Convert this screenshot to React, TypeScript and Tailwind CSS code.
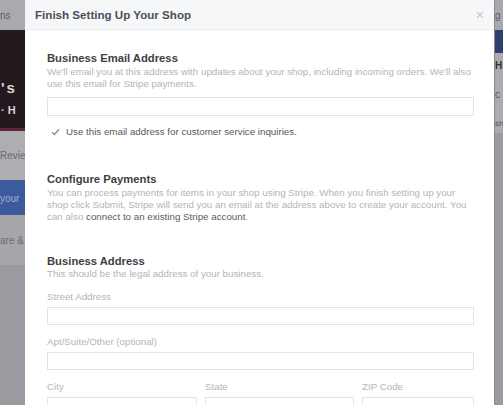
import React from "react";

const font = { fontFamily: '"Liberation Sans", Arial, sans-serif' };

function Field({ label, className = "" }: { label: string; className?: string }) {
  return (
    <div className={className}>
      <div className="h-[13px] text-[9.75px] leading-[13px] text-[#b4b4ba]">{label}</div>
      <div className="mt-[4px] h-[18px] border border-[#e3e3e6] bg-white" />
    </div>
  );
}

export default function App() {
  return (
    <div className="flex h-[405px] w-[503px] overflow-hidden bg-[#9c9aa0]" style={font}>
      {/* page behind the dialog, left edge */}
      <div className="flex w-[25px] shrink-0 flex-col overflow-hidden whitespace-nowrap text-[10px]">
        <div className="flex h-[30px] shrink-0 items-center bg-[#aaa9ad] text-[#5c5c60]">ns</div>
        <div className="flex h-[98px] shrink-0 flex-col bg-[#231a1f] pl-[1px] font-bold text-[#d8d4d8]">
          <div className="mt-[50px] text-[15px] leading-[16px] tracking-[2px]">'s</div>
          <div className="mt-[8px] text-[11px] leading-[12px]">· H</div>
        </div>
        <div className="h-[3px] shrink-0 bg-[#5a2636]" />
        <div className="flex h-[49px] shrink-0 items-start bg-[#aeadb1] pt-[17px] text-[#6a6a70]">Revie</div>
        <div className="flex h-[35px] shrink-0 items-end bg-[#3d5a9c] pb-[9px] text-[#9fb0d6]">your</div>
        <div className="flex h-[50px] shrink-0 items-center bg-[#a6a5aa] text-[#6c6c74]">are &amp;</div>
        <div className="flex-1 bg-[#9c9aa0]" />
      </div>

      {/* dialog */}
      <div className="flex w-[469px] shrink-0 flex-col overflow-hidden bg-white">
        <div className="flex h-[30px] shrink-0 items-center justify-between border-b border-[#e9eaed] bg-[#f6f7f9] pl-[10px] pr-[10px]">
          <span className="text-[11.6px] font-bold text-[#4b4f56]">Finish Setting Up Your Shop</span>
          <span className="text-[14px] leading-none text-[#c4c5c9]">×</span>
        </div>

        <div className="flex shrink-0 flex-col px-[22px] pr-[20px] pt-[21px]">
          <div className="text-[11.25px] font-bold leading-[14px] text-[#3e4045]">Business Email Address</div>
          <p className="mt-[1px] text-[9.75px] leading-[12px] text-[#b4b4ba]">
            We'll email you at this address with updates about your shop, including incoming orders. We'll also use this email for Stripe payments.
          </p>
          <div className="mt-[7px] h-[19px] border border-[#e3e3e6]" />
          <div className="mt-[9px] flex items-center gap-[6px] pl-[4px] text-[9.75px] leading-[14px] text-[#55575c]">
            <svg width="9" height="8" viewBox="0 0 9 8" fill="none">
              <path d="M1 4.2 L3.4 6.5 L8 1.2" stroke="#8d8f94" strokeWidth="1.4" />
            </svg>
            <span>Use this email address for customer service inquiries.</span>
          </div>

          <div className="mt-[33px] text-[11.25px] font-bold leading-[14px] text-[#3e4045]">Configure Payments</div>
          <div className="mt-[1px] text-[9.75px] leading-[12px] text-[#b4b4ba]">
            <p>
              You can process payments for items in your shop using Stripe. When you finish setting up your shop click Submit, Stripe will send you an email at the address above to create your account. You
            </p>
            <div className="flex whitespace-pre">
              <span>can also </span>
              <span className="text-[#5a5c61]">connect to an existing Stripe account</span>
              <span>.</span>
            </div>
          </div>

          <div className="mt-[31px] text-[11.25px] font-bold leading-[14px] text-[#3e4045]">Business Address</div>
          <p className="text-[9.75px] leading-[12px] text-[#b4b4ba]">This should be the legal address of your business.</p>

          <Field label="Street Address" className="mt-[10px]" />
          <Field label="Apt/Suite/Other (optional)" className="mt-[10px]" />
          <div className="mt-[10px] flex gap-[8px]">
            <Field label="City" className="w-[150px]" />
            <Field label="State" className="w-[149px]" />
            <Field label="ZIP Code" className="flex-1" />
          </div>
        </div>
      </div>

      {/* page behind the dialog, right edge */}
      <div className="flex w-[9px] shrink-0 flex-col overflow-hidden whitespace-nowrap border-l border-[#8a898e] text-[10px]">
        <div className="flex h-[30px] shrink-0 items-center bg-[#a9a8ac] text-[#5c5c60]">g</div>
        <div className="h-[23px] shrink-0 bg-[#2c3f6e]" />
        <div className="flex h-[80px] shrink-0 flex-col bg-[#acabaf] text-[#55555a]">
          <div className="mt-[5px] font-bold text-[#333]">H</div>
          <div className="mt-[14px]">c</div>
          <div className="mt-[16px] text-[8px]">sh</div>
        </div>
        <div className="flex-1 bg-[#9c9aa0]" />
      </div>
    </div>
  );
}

________________________

REQUIRED TASK
In the material above, show every line where the word "React" turns up.

TASK RESPONSE
Convert this screenshot to React, TypeScript and Tailwind CSS code.
import React from "react";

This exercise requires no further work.